In determining that the Commissioner did not abuse his discretion, the district court relied primarily on three grounds, concluding that the cash method employed by SCS (1) did not conform with "generally accepted accounting principles," (2) impermissibly relied upon estimates, and (3) produced results that were not "substantially identical" under its method and the method of accounting required by the Commissioner. As the discussion below will indicate, we agree with the district court that all three of these factors are relevant in determining whether the Commissioner has abused his discretion under Section 446(b). It is important to note, however, that none of the grounds relied upon by the district court, standing alone, is dispositive. Each factor is entitled to some weight but the appropriate weight will vary from case to case. We should also point out that our decision in this case is not based on those three factors alone. Rather, we hold only that when those three factors are considered in combination with the other reasons outlined in the Commissioner's foregoing Notice of Proposed Adjustment, it cannot be said that the Commissioner abused his discretion under Section 446(b). Nonetheless, we confine our discussion below to those points specifically relied on by the district court and objected to on appeal.
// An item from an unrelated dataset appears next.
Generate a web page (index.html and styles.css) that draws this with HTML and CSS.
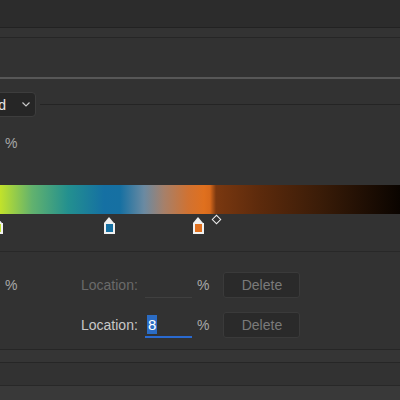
FILE: index.html
```html
<!DOCTYPE html>
<html lang="en">
<head>
    <meta charset="UTF-8">
    <title>Gradient Editor</title>
    <link rel="stylesheet" href="styles.css">
</head>
<body>
    <div class="window">
        <div class="title-bar"></div>
        <div class="tab-strip"></div>
        <div class="presets"></div>

        <div class="editor">
            <div class="type-row">
                <div class="select">
                    <span class="select-text">Solid</span>
                    <svg class="chevron" width="8" height="5" viewBox="0 0 8 5">
                        <path d="M0.5 0.5 L4 4 L7.5 0.5" fill="none" stroke="#c8c8c8" stroke-width="1.2"/>
                    </svg>
                </div>
                <div class="rule"></div>
            </div>

            <div class="smooth-row">
                <span class="unit">%</span>
            </div>

            <div class="gradient"></div>

            <div class="stops">
                <div class="stop" style="left: -8px;"><span class="swatch" style="background: #bfe02c;"></span></div>
                <div class="stop" style="left: 104px;"><span class="swatch" style="background: #1670a2;"></span></div>
                <div class="stop" style="left: 193px;"><span class="swatch" style="background: #e0701e;"></span></div>
                <div class="midpoint" style="left: 213px;"></div>
            </div>

            <div class="stop-fields">
                <div class="field-row">
                    <span class="unit">%</span>
                    <span class="label disabled">Location:</span>
                    <span class="input"></span>
                    <span class="unit">%</span>
                    <button class="btn">Delete</button>
                </div>
                <div class="field-row">
                    <span class="unit hidden">%</span>
                    <span class="label">Location:</span>
                    <span class="input active"><span class="selected">8</span></span>
                    <span class="unit">%</span>
                    <button class="btn">Delete</button>
                </div>
            </div>
        </div>

        <div class="footer-band"></div>
        <div class="footer-panel"></div>
        <div class="footer-bottom"></div>
    </div>
</body>
</html>
```

FILE: styles.css
```css
body {
    margin: 0;
    width: 400px;
    height: 400px;
    overflow: hidden;
    background: #323232;
    font-family: 'Liberation Sans', Arial, sans-serif;
    font-size: 14px;
    color: #c8c8c8;
}

.window {
    display: flex;
    flex-direction: column;
    height: 400px;
}

.title-bar {
    height: 27px;
    background: #2c2c2c;
    border-bottom: 1px solid #222222;
}

.tab-strip {
    height: 9px;
    background: #333333;
    border-bottom: 1px solid #262626;
}

.presets {
    height: 39px;
    background: #323232;
    border-bottom: 2px solid #575757;
}

.editor {
    height: 270px;
    background: #323232;
    border-bottom: 1px solid #262626;
}

.type-row {
    display: flex;
    align-items: center;
    margin-top: 13px;
    height: 25px;
}

.select {
    display: flex;
    align-items: center;
    justify-content: space-between;
    box-sizing: border-box;
    width: 67px;
    height: 25px;
    margin-left: -31px;
    padding: 0 5px 0 5px;
    background: #262626;
    border: 1px solid #3d3d3d;
    border-radius: 4px;
    color: #e6e6e6;
    font-size: 14px;
}

.rule {
    flex: 1;
    height: 1px;
    margin-left: 4px;
    background: #242424;
}

.smooth-row {
    height: 20px;
    margin-top: 16px;
    padding-left: 5px;
    display: flex;
    align-items: center;
}

.unit {
    color: #a8a8a8;
    font-size: 14px;
}

.hidden {
    visibility: hidden;
}

.gradient {
    height: 29px;
    margin-top: 32px;
    background: linear-gradient(to right,
        #c2e22a 0%,
        #62b26e 8%,
        #23908f 17%,
        #1570a3 26%,
        #1670a2 30%,
        #6a8aa2 36%,
        #a6806a 41%,
        #d07232 47%,
        #e0701e 51%,
        #d86a1c 52.5%,
        #7a3810 54%,
        #5c2a0c 65%,
        #3a1c08 80%,
        #0a0400 100%);
}

.stops {
    position: relative;
    height: 22px;
}

.stop {
    position: absolute;
    top: 3px;
    width: 11px;
    height: 18px;
}

.stop::before {
    content: '';
    position: absolute;
    top: 0;
    left: 0;
    border-left: 5.5px solid transparent;
    border-right: 5.5px solid transparent;
    border-bottom: 6px solid #f0f0f0;
}

.swatch {
    position: absolute;
    top: 6px;
    left: 0;
    box-sizing: border-box;
    width: 11px;
    height: 11px;
    border: 2px solid #f0f0f0;
    border-top-width: 1px;
}

.midpoint {
    position: absolute;
    top: 2px;
    width: 5px;
    height: 5px;
    border: 1.5px solid #f0f0f0;
    transform: rotate(45deg);
}

.stop-fields {
    margin-top: 15px;
    border-top: 1px solid #282828;
    padding-top: 20px;
    display: flex;
    flex-direction: column;
    gap: 14px;
}

.field-row {
    display: flex;
    align-items: center;
    height: 26px;
    padding-left: 5px;
}

.field-row .unit:first-child {
    width: 76px;
}

.label {
    color: #c8c8c8;
    width: 64px;
}

.label.disabled {
    color: #6a6a6a;
}

.input {
    box-sizing: border-box;
    width: 47px;
    height: 26px;
    margin-right: 5px;
    padding: 3px 2px 0;
    border-bottom: 1px solid #404040;
    color: #ffffff;
    font-size: 15px;
}

.input.active {
    border-bottom: 2px solid #2a6ad0;
}

.selected {
    display: inline-block;
    background: #2b6cc4;
    line-height: 19px;
    padding: 0 1px;
}

.btn {
    margin-left: 14px;
    width: 77px;
    height: 26px;
    background: #2a2a2a;
    border: 1px solid #3a3a3a;
    border-radius: 3px;
    color: #7a7a7a;
    font-family: 'Liberation Sans', Arial, sans-serif;
    font-size: 14px;
    padding: 0;
}

.footer-band {
    height: 12px;
    background: #353535;
    border-bottom: 1px solid #262626;
}

.footer-panel {
    height: 22px;
    background: #323232;
    border-bottom: 1px solid #282828;
}

.footer-bottom {
    flex: 1;
    background: #393939;
}
```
Generally Accepted Accounting Principles

Under the applicable Treasury Regulation, "[a] method of accounting which reflects the consistent application of generally accepted accounting principles . . . will ordinarily be regarded as clearly reflecting income." Treasury Regulation 1.4461(a)(2), 26 C.F.R. § 1.446-1. The taxpayer admits that its cash method is not in accord with generally accepted accounting principles which recognize "that only the accrual method may be used for purposes of financial accounting." (Br. 23). The use of the cash method of accounting is particularly inappropriate for SCS because it generates substantial amounts of receivables. See Finney Miller, Principles of Accounting — Intermediate 12 (7th ed. 1974).

Not only does the applicable regulation make "generally accepted accounting principles" a pertinent criterion but the courts have also applied that criterion to establish what method "clearly reflect[s] income" under Section 446 of the Code. Wilkinson-Beane, Inc. v. Commissioner, 420 F.2d 352, 356 (1st Cir. 1970); Peterson Produce Co. v. United States, 205 F. Supp. 229, 244 (W.D.Ark. 1962), affirmed, 313 F.2d 609 (8th Cir. 1963); Electric Neon, Inc. v. Commissioner, 56 T.C. 1324, 1333 (1971), affirmed, 496 F.2d 876 (5th Cir. 1974); see also 2 J. Mertens, The Law of Federal Taxation § 12.01 at 9 (1986 ed.). The cash method does not conform to generally accepted accounting principles for companies like SCS. The Commissioner appropriately considered this departure from accepted practices in reviewing the returns filed by SCS. All-Steel Equipment, Inc. v. Commissioner, 467 F.2d 1184, 1185 (7th Cir. 1972); Photo-Sonics, Inc. v. Commissioner, 357 F.2d 656, 658 (9th Cir. 1966). Since the accrual method is the generally accepted method of accounting for a company like SCS and was made compulsory for it by the Securities and Exchange Commission and Federal Reserve System as the method that "clearly reflect[s] income," the Supreme Court has held "it is almost presumptively controlling of federal income tax consequences." Commissioner v. Idaho Power Co., 418 U.S. 1, 15, 94 S.Ct. 2757, 2765, 41 L.Ed.2d 535; see id. at 15 n. 10, 94 S.Ct. at 2766 n. 10 (citing Section 446).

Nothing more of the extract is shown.